I think Chuck James picthed an inning in releif recently - Braves eyeing him for a bullpen roll? He's a career starter with *fantastic* minor league numbers. Very high Ks, very low walks. Good era. He tops out at 91-92 I think. I don't know muich about movement/location, but looking at the numbers I'd have to guess they're pretty good.

Michael said...

Johnson's recent power binge is important because pitchers would be less likely to continue being so careful with him if they sensed that he couldn't do much damage to pitches in the strike zone. On the other hand, maybe pitchers were respoding that way and that was the cause for his great week. If so, then that's an encouraging sign.

I'm at a loss to explain Betemit. Maybe the light finally clicked on for him. He certainly showed the talent in the lower minors, but I can't explain how he went from unable to hit in AAA to hitting major league pitching. He's got the inside track on the shortstop position next year.

Was Devine as dominant in college as Huston Street? I remember seeing Street closing in the CWS and thinking that he looked like a can't miss prospect.

peacedog said...

I never saw Devine (though I did Street and thought he was pretty awesome as well). His numbers, both this year and career, are pretty impressive.

He thorws between 3/4 and sidearm. That caused me to think that perhaps he's got an uphill battle, but then I read is fastball topped out at 96. So perhaps he can bring it. Here's the stats:
(W L ERA G SV IP H BB SO)

4-3 2.45 24 11 40 36 6 64

IIRC he finished the year in the mid to high 40s in innings and had mid 70s Ks. The 1.02ish WHIP is outstanding, and the K rate is through the roof (14 K/9!). It's college stats, but Baseball America did say he was as majors ready as anyone in the draft. The fact that he is a reliver dropped him down the board - they just don't go very high (and justifyable so).

I *think* he is slated to start at High A (it may have been AA but I doubt it; he won't start lower I am confident). He's probably in an extended spring training type deal right now.
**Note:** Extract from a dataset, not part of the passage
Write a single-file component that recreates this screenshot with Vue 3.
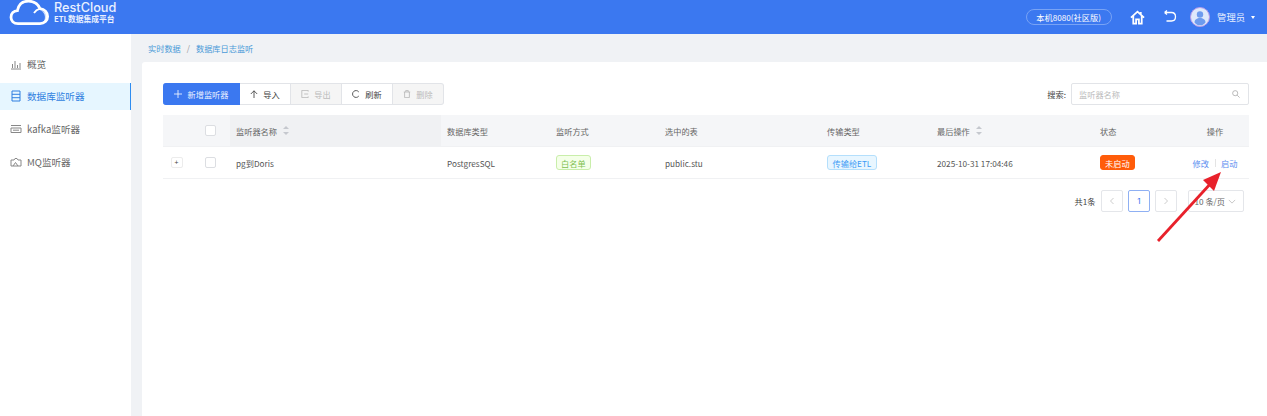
<template>
  <div class="page">
    <header class="topbar">
      <div class="logo">
        <svg class="logo-cloud" viewBox="0 0 40 26" width="40" height="26">
          <path d="M31 10C37 12.5 37.5 20 33 23.5L38.5 20.5L38.5 13.5Z" fill="#cfe0ff" />
          <path d="M9 23.6C4.5 23.6 2 20.5 2 17.2C2 13.5 4.8 10.8 8.4 10.6C9.5 4.5 13.5 1.2 19.5 1.2C25 1.2 29 4 31 8.6C35.6 9 38.6 12.4 38.6 16.4C38.6 20.6 35.4 23.6 31 23.6Z" fill="none" stroke="#fff" stroke-width="2.8" />
          <path d="M31 8.6C28.5 9.3 26.5 10.6 25 13" fill="none" stroke="#fff" stroke-width="1.8" />
        </svg>
        <div class="logo-text">
          <div class="logo-name">RestCloud</div>
          <div class="logo-sub">ETL数据集成平台</div>
        </div>
      </div>
      <div class="top-right">
        <span class="env">本机8080(社区版)</span>
        <svg class="top-icon home" viewBox="0 0 16 16" width="15" height="15">
          <path d="M1 8.2L8 1.8L15 8.2M3.5 6.5V14.5H6.5V10H9.5V14.5H12.5V6.5M11.5 2V4.6" fill="none" stroke="#fff" stroke-width="1.9" />
        </svg>
        <svg class="top-icon back" viewBox="0 0 14 14" width="14" height="14">
          <path d="M1.5 2.5H8.5C11 2.5 12.5 4.5 12.5 6.8C12.5 9.2 11 11 8.5 11H3.5M1.5 2.5L4 0.5M1.5 2.5L4 4.5" fill="none" stroke="#fff" stroke-width="1.3" />
        </svg>
        <span class="avatar">
          <svg viewBox="0 0 20 20" width="20" height="20">
            <circle cx="10" cy="10" r="9.5" fill="#dfe9fb" stroke="#b79be8" stroke-width="1" />
            <circle cx="10" cy="7.5" r="3.2" fill="#6d9bee" />
            <path d="M4.5 15.5C4.5 12.5 7 11 10 11C13 11 15.5 12.5 15.5 15.5C14 17.5 12 18.3 10 18.3C8 18.3 6 17.5 4.5 15.5Z" fill="#6d9bee" />
          </svg>
        </span>
        <span class="user">管理员</span>
        <span class="caret"></span>
      </div>
    </header>

    <div class="body">
      <aside class="sidebar">
        <div v-for="item in menu" :key="item.label" class="menu-item" :class="{ active: item.active }">
          <svg viewBox="0 0 12 12" width="12" height="12" class="menu-icon">
            <path :d="item.icon" fill="none" stroke="currentColor" stroke-width="1" />
          </svg>
          <span>{{ item.label }}</span>
        </div>
      </aside>

      <main class="main">
        <div class="crumbs">
          <span>实时数据</span>
          <span class="sep">/</span>
          <span>数据库日志监听</span>
        </div>

        <section class="card">
          <div class="toolbar">
            <div class="btn-group">
              <button class="btn primary">
                <svg viewBox="0 0 10 10" width="8" height="8"><path d="M5 0V10M0 5H10" stroke="#fff" stroke-width="1" /></svg>
                <span class="btn-text">新增监听器</span>
              </button>
              <button class="btn wide">
                <svg viewBox="0 0 10 10" width="8" height="8"><path d="M5 10V1M1 5L5 1L9 5" fill="none" stroke="#333" stroke-width="1" /></svg>
                <span class="btn-text">导入</span>
              </button>
              <button class="btn wide disabled">
                <svg viewBox="0 0 10 10" width="8" height="8"><path d="M9 2V0.5H1V9.5H9V8M4 5H9" fill="none" stroke="#b5b5b5" stroke-width="1" /></svg>
                <span class="btn-text">导出</span>
              </button>
              <button class="btn wide">
                <svg viewBox="0 0 10 10" width="8" height="8"><path d="M8.5 2.5A4.3 4.3 0 1 0 8.5 7.5" fill="none" stroke="#333" stroke-width="1" /></svg>
                <span class="btn-text">刷新</span>
              </button>
              <button class="btn wide disabled">
                <svg viewBox="0 0 10 10" width="8" height="8"><path d="M2 2.5V9.5H8V2.5M1 2.5H9M3.5 2.5V0.5H6.5V2.5" fill="none" stroke="#b5b5b5" stroke-width="1" /></svg>
                <span class="btn-text">删除</span>
              </button>
            </div>
            <div class="search">
              <span class="search-label">搜索:</span>
              <div class="search-box">
                <span>监听器名称</span>
                <svg viewBox="0 0 10 10" width="8" height="8"><circle cx="4" cy="4" r="3.2" fill="none" stroke="#aaa" stroke-width="1" /><path d="M6.5 6.5L9.5 9.5" stroke="#aaa" stroke-width="1" /></svg>
              </div>
            </div>
          </div>

          <div class="table">
            <div class="row head">
              <div class="cell"></div>
              <div class="cell check"><span class="box"></span></div>
              <div class="cell sorted">监听器名称<span class="sorter"></span></div>
              <div class="cell">数据库类型</div>
              <div class="cell">监听方式</div>
              <div class="cell">选中的表</div>
              <div class="cell">传输类型</div>
              <div class="cell">最后操作<span class="sorter"></span></div>
              <div class="cell">状态</div>
              <div class="cell center">操作</div>
            </div>
            <div v-for="row in rows" :key="row.name" class="row data">
              <div class="cell expand"><span class="plus">+</span></div>
              <div class="cell check"><span class="box"></span></div>
              <div class="cell">{{ row.name }}</div>
              <div class="cell">{{ row.dbType }}</div>
              <div class="cell"><span class="tag green">{{ row.mode }}</span></div>
              <div class="cell">{{ row.table }}</div>
              <div class="cell"><span class="tag blue">{{ row.transfer }}</span></div>
              <div class="cell">{{ row.time }}</div>
              <div class="cell"><span class="tag orange">{{ row.status }}</span></div>
              <div class="cell center links"><a>修改</a><i></i><a>启动</a></div>
            </div>
          </div>

          <div class="pager">
            <span class="total">共1条</span>
            <span class="page-btn muted">
              <svg viewBox="0 0 8 10" width="6" height="8"><path d="M6 1L2 5L6 9" fill="none" stroke="#bbb" stroke-width="1" /></svg>
            </span>
            <span class="page-btn current">1</span>
            <span class="page-btn muted">
              <svg viewBox="0 0 8 10" width="6" height="8"><path d="M2 1L6 5L2 9" fill="none" stroke="#bbb" stroke-width="1" /></svg>
            </span>
            <span class="page-size">
              10 条/页
              <svg viewBox="0 0 10 6" width="8" height="5"><path d="M1 1L5 5L9 1" fill="none" stroke="#bbb" stroke-width="1" /></svg>
            </span>
          </div>
        </section>
      </main>
    </div>

    <svg class="arrow" viewBox="0 0 80 80" width="80" height="80">
      <path d="M8 77L62 18" stroke="#e8212b" stroke-width="2.8" />
      <path d="M71 8L53 16L64 27Z" fill="#e8212b" />
    </svg>
  </div>
</template>

<script setup>
const menu = [
  { label: '概览', icon: 'M1 11H11M2.5 10V6M5 10V3M7.5 10V7M10 10V5' },
  { label: '数据库监听器', active: true, icon: 'M2 1H10V11H2ZM2 4.3H10M2 7.7H10' },
  { label: 'kafka监听器', icon: 'M1 2.5H11M1 5H11V9.5H1ZM3 7.2H9' },
  { label: 'MQ监听器', icon: 'M1 4H4L5 2.5H7L8 4H11V10H1ZM3 10L5.5 6.5L8 10' }
]

const rows = [
  {
    name: 'pg到Doris',
    dbType: 'PostgresSQL',
    mode: '白名单',
    table: 'public.stu',
    transfer: '传输给ETL',
    time: '2025-10-31 17:04:46',
    status: '未启动'
  }
]
</script>

<style>
html, body {
  margin: 0;
  background: #f0f2f5;
  overflow: hidden;
}
</style>

<style scoped>
.page {
  position: relative;
  width: 1267px;
  height: 416px;
  overflow: hidden;
  font-family: "Noto Sans CJK SC", "Noto Sans", sans-serif;
  font-size: 8.2px;
  color: #555;
}

.topbar {
  height: 34px;
  background: #3b78f0;
  display: flex;
  align-items: center;
  justify-content: space-between;
  padding: 0 12px 0 9px;
  color: #fff;
}

.logo {
  display: flex;
  align-items: flex-start;
  align-self: flex-start;
  gap: 5px;
}

.logo-name {
  font-family: "Inter", "Noto Sans", sans-serif;
  font-size: 12.7px;
  font-weight: 500;
  line-height: 13px;
  color: #e9f0ff;
  margin-top: 1px;
}

.logo-sub {
  font-size: 7.75px;
  line-height: 9px;
  font-weight: 700;
  color: #e9f0ff;
}

.top-right {
  display: flex;
  align-items: center;
}

.env {
  height: 16px;
  width: 86px;
  border: 1px solid #78a3f5;
  border-radius: 9px;
  display: flex;
  align-items: center;
  justify-content: center;
  font-size: 8.2px;
  margin-right: 18px;
  box-sizing: border-box;
}

.top-icon.back {
  margin-left: 18px;
}

.avatar {
  margin-left: 13px;
  display: flex;
}

.user {
  margin-left: 7.5px;
  font-size: 9.3px;
  color: #e9f0ff;
}

.caret {
  margin: 1px 0 0 6px;
  border-left: 2.5px solid transparent;
  border-right: 2.5px solid transparent;
  border-top: 3px solid #fff;
}

.body {
  display: flex;
  height: 382px;
}

.sidebar {
  width: 131px;
  background: #fff;
  padding-top: 16px;
  flex-shrink: 0;
}

.menu-item {
  height: 27px;
  margin-bottom: 5.8px;
  display: flex;
  align-items: center;
  gap: 5px;
  padding-left: 10px;
  font-size: 9.6px;
  color: #666;
  box-sizing: border-box;
}

.menu-item.active {
  background: #e6f6ff;
  color: #2f7fe0;
  border-right: 1.5px solid #2f8cf0;
}

.menu-icon {
  color: #888;
  flex-shrink: 0;
}

.active .menu-icon {
  color: #2f7fe0;
}

.main {
  flex: 1;
  padding: 0 0 0 11px;
  min-width: 0;
}

.crumbs {
  height: 28px;
  display: flex;
  align-items: center;
  gap: 6px;
  padding-left: 6px;
  color: #4a9ad8;
}

.crumbs .sep {
  color: #999;
}

.card {
  background: #fff;
  height: 354px;
  padding: 21px 18px 0 21px;
  border-radius: 3px 0 0 0;
}

.toolbar {
  display: flex;
  justify-content: space-between;
  align-items: center;
  height: 22px;
}

.btn-group {
  display: flex;
  height: 22px;
}

.btn {
  height: 22px;
  border: 1px solid #e2e4e8;
  border-left: none;
  background: #fff;
  padding: 0;
  display: flex;
  align-items: center;
  justify-content: center;
  gap: 5px;
  font: inherit;
  color: #444;
  box-sizing: border-box;
  width: 51px;
}

.btn.primary {
  width: 77px;
  background: #3b78f0;
  border-color: #3b78f0;
  color: #eaf1ff;
  border-radius: 3px 0 0 3px;
  gap: 6px;
}

.btn.disabled {
  background: #f5f5f5;
  color: #bbb;
}

.btn:last-child {
  width: 51px;
  border-radius: 0 3px 3px 0;
}

.search {
  display: flex;
  align-items: center;
  gap: 4px;
}

.search-label {
  color: #444;
  margin-right: 1px;
}

.search-box {
  width: 178px;
  height: 22px;
  border: 1px solid #e2e4e8;
  border-radius: 2px;
  box-sizing: border-box;
  padding: 0 8px 0 7px;
  display: flex;
  align-items: center;
  justify-content: space-between;
  color: #bbb;
}

.table {
  margin-top: 10px;
}

.row {
  display: grid;
  grid-template-columns: 35px 32px 211px 109px 109px 162px 110px 163px 67px 88px;
  height: 32px;
  border-bottom: 1.5px solid #f0f1f3;
  box-sizing: border-box;
}

.row.head {
  background: #f5f6f8;
  color: #666;
}

.cell {
  display: flex;
  align-items: center;
  padding-left: 6px;
  min-width: 0;
  white-space: nowrap;
}

.cell.center {
  justify-content: center;
  padding-left: 20px;
}

.cell.check {
  padding-left: 7px;
}

.cell.expand {
  padding-left: 7.5px;
}

.cell.sorted {
  background: #f0f1f3;
}

.box {
  width: 11px;
  height: 11px;
  border: 1px solid #dcdee2;
  border-radius: 2px;
  background: #fff;
  box-sizing: border-box;
}

.plus {
  width: 12px;
  height: 11px;
  border: 1px solid #ececec;
  border-radius: 2px;
  background: #fff;
  box-sizing: border-box;
  display: flex;
  align-items: center;
  justify-content: center;
  color: #444;
  font-size: 7px;
  line-height: 1;
}

.sorter {
  position: relative;
  display: inline-block;
  width: 6px;
  height: 9px;
  margin-left: 6px;
}

.sorter::before,
.sorter::after {
  content: "";
  position: absolute;
  left: 0;
  border-left: 3px solid transparent;
  border-right: 3px solid transparent;
}

.sorter::before {
  top: 0;
  border-bottom: 3.5px solid #c5c8ce;
}

.sorter::after {
  bottom: 0;
  border-top: 3.5px solid #c5c8ce;
}

.tag {
  display: inline-flex;
  align-items: center;
  height: 15px;
  padding: 0 4px;
  border: 1px solid;
  border-radius: 3px;
  box-sizing: border-box;
}

.tag.green {
  color: #7ec050;
  background: #f4ffe8;
  border-color: #c9eeaa;
}

.tag.blue {
  color: #3d9bf5;
  background: #e8f6ff;
  border-color: #b4dffc;
  padding: 0 4.5px;
}

.tag.orange {
  color: #fff;
  background: #ff5c0a;
  border-color: #ff5c0a;
}

.links a {
  color: #5b8def;
}

.links i {
  width: 1px;
  height: 8px;
  background: #e4e4e4;
  margin: 0 5.5px;
}

.pager {
  margin-top: 11px;
  display: flex;
  align-items: center;
  justify-content: flex-end;
  padding-right: 5px;
  color: #444;
}

.total {
  margin-right: 5.5px;
}

.page-btn {
  width: 22px;
  height: 22px;
  border: 1px solid #e4e6ea;
  border-radius: 2px;
  box-sizing: border-box;
  display: flex;
  align-items: center;
  justify-content: center;
  margin-right: 5px;
  font-family: "Inter", "Noto Sans", sans-serif;
}

.page-btn.current {
  border-color: #8fb0f3;
  color: #3b78f0;
}

.page-size {
  width: 56px;
  height: 22px;
  margin-left: 6px;
  border: 1px solid #e4e6ea;
  border-radius: 2px;
  box-sizing: border-box;
  display: flex;
  align-items: center;
  justify-content: flex-end;
  gap: 3px;
  padding-right: 7px;
  color: #666;
}

.arrow {
  position: absolute;
  left: 1150px;
  top: 164px;
}
</style>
Agreed on KJ's power. If you're worried a guy can hit one of your pitches far, it changes how you pitch (if it's more than one. . .). Good news is also that he allegedly can handle lefties. I love the kid.

Agreed also on Betemit having the inside track for SS. As good as Furcal's Defense has been, he's going to have to step it up if he wants to resign. I think he'll overprice himself ultimately, no matter how he peforms, and make it a moot decision.